Navitas Semiconductor's High-Power Pivot Faces Crucial Cash Burn Test in 2026


Navitas is executing a decisive strategic pivot to high-power markets, a move that has created severe near-term financial strain. The company is repositioning from consumer and mobile toward high-growth segments like AI data centers, energy infrastructure, and industrial electrification, targeting a $3.5 billion serviceable available market by 2030. This reallocation is now bearing fruit, with high-power markets representing the majority of quarterly revenue for the first time, pushing mobile's share below 25% for the first time in the Company's history.
The transition, however, has been capital-intensive and painful. Full-year 2025 revenue fell 45% year-over-year to $45.9 million, and the company posted a GAAP net loss of $117.0 million. The financial pressure is evident in the fourth quarter, where a $16.6 million restructuring and impairment charge contributed to a GAAP loss from operations of $41.4 million. This is the cost of a necessary bet on higher-margin, higher-power technologies.
The company's liquidity position provides a critical buffer for this high-risk transition. Cash and cash equivalents increased to $236.9 million as of December 31, 2025, a significant jump from $86.7 million a year earlier. This boost was directly supported by a November 2025 private placement that generated $95.6 million in net proceeds. This capital stack is the fuel for the NavitasNVTS-- 2.0 strategy, allowing the company to fund its pivot while navigating a period of steep revenue contraction and heavy losses.
For institutional investors, this setup frames a clear risk premium. The strategic thesis is sound, targeting a large, growing market with superior technology. Yet the execution path is costly, with operating losses continuing into 2026 as the company builds its new business. The high cash balance provides runway, but the transition demands disciplined capital allocation and patience. The market is being asked to pay for a future that is not yet realized, making this a classic high-cost, high-conviction bet.

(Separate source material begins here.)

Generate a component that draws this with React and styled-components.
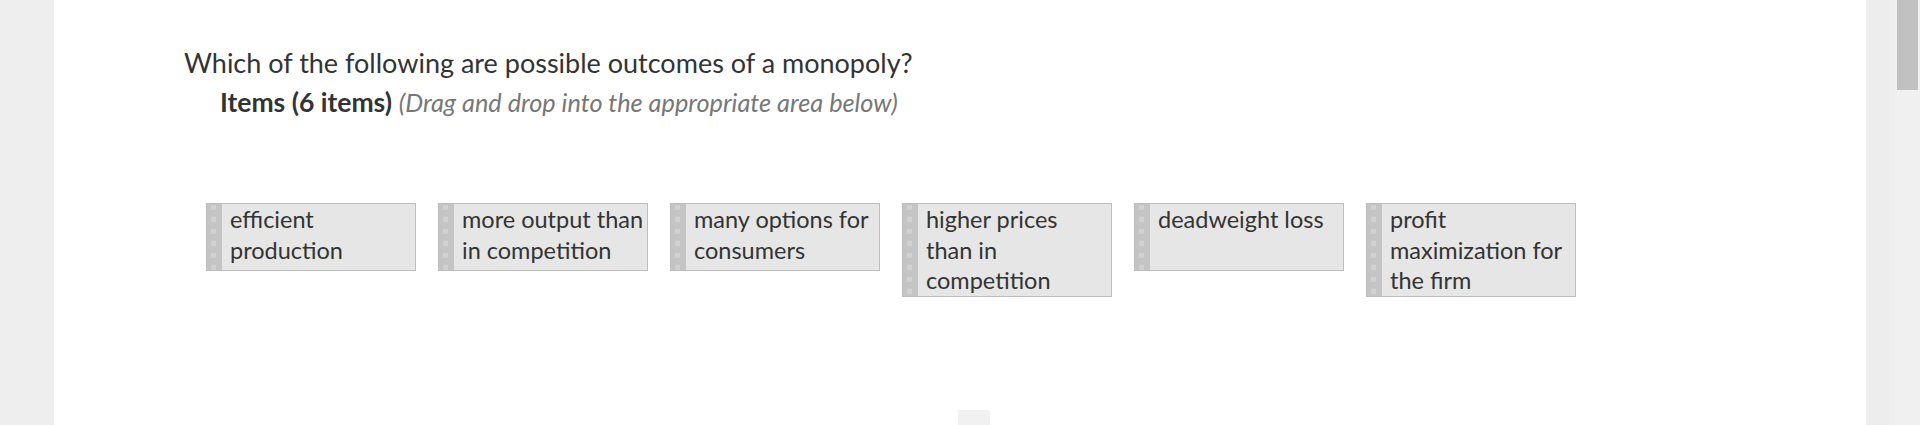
import React from "react";
import styled, { createGlobalStyle } from "styled-components";

const GlobalStyle = createGlobalStyle`
  html, body { margin: 0; padding: 0; background: #eeeeee; }
  body { font-family: Lato, "Open Sans", "Liberation Sans", sans-serif; }
`;

const Page = styled.div`
  display: flex;
  height: 425px;
  overflow: hidden;
`;

const Gutter = styled.div`
  flex: 0 0 ${(p) => p.$w}px;
  background: ${(p) => p.$bg};
`;

const Panel = styled.main`
  flex: 1;
  background: #ffffff;
  display: flex;
  flex-direction: column;
  align-items: flex-start;
  padding: 47px 0 0 130px;
  box-sizing: border-box;
`;

const Question = styled.div`
  font-size: 27px;
  line-height: 32px;
  color: #333333;
  white-space: nowrap;
`;

const ItemsHeader = styled.div`
  margin: 7px 0 0 36px;
  font-size: 26.5px;
  line-height: 32px;
  color: #333333;
  white-space: nowrap;
`;

const Strong = styled.strong`
  font-weight: 700;
`;

const Hint = styled.em`
  font-style: italic;
  color: #777777;
  font-size: 25.3px;
`;

const CardRow = styled.div`
  display: flex;
  align-items: flex-start;
  gap: 22px;
  margin: 85px 0 0 22px;
`;

const Card = styled.div`
  width: 210px;
  min-height: 68px;
  box-sizing: border-box;
  display: flex;
  align-items: stretch;
  background: #e6e6e6;
  border: 1px solid #bdbdbd;
`;

const Handle = styled.div`
  flex: 0 0 15px;
  background: #c4c4c4;
  display: flex;
  padding: 1px 0 0 4px;
  box-sizing: border-box;
`;

const Dots = styled.div`
  width: 5px;
  background: repeating-linear-gradient(
    to bottom,
    #d1d1d1 0 5px,
    transparent 5px 12px
  );
`;

const CardText = styled.div`
  flex: 1;
  padding: 0 2px 0 8px;
  font-size: 23.5px;
  line-height: 30.5px;
  color: #333333;
`;

const Line = styled.span`
  display: block;
  white-space: nowrap;
`;

const BottomTab = styled.div`
  margin: auto 0 0 774px;
  width: 32px;
  height: 15px;
  background: #f1f1f1;
`;

const Scrollbar = styled.div`
  flex: 0 0 25px;
  background: #f0f0f0;
  padding: 0 2px;
  box-sizing: border-box;
`;

const Thumb = styled.div`
  height: 90px;
  background: #c1c1c1;
`;

const items = [
  ["efficient", "production"],
  ["more output than", "in competition"],
  ["many options for", "consumers"],
  ["higher prices", "than in", "competition"],
  ["deadweight loss"],
  ["profit", "maximization for", "the firm"],
];

export default function App() {
  return (
    <>
      <GlobalStyle />
      <Page>
        <Gutter $w={54} $bg="#eeeeee" />
        <Panel>
          <Question>Which of the following are possible outcomes of a monopoly?</Question>
          <ItemsHeader>
            <Strong>Items (6 items)</Strong>{" "}
            <Hint>(Drag and drop into the appropriate area below)</Hint>
          </ItemsHeader>
          <CardRow>
            {items.map((lines) => (
              <Card key={lines.join(" ")}>
                <Handle>
                  <Dots />
                </Handle>
                <CardText>
                  {lines.map((l) => (
                    <Line key={l}>{l}</Line>
                  ))}
                </CardText>
              </Card>
            ))}
          </CardRow>
          <BottomTab />
        </Panel>
        <Gutter $w={29} $bg="#ededed" />
        <Scrollbar>
          <Thumb />
        </Scrollbar>
      </Page>
    </>
  );
}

The CFO Appointment: A Mandate for Profitability and Quality
The appointment of Tonya Stevens as Chief Financial Officer is a critical institutional step in navigating Navitas's high-cost transition. Her primary mandate, as stated, is to lead the path to profitability and oversee financial strategy during a period of accelerated investment. This is not a routine hire; it is a direct response to the severe financial pressure the company is under, where the capital-intensive pivot has led to a GAAP net loss of $117.0 million in 2025. The market has shown significant volatility and recent momentum, with NVTSNVTS-- up 67.8% over the past 120 days, reflecting high-risk, high-reward sentiment. Stevens's role is to instill the financial discipline required to convert that speculative momentum into sustainable, profitable growth.
Her background is precisely what is needed. With over three decades of global finance and accounting experience in the semiconductor, technology and manufacturing sectors, including serving as Interim CFO and Chief Accounting Officer at Lattice Semiconductor, she brings deep operational rigor. She managed comprehensive financial operations, including SEC reporting, internal controls, and investor relations-functions that are now paramount for a company scaling its high-power business while posting heavy losses. Her experience at Intel and PricewaterhouseCoopers adds a layer of institutional quality and process discipline that was likely absent during the earlier, more chaotic phases of the pivot.
For portfolio construction, this appointment signals a shift from pure strategic conviction to a focus on execution quality. The market is pricing in a successful transition, but the path to profitability remains unproven. Stevens is being brought in to manage the capital allocation and financial reporting that will determine if the company can achieve its ambitious targets without burning through its $236.9 million cash position too quickly. Her ability to balance aggressive investment in high-power markets with stringent cost controls and clear visibility into a path to earnings will be the key factor in whether this becomes a quality factor play or a high-cost failure. The mandate is clear: deliver profitability. The clock starts now.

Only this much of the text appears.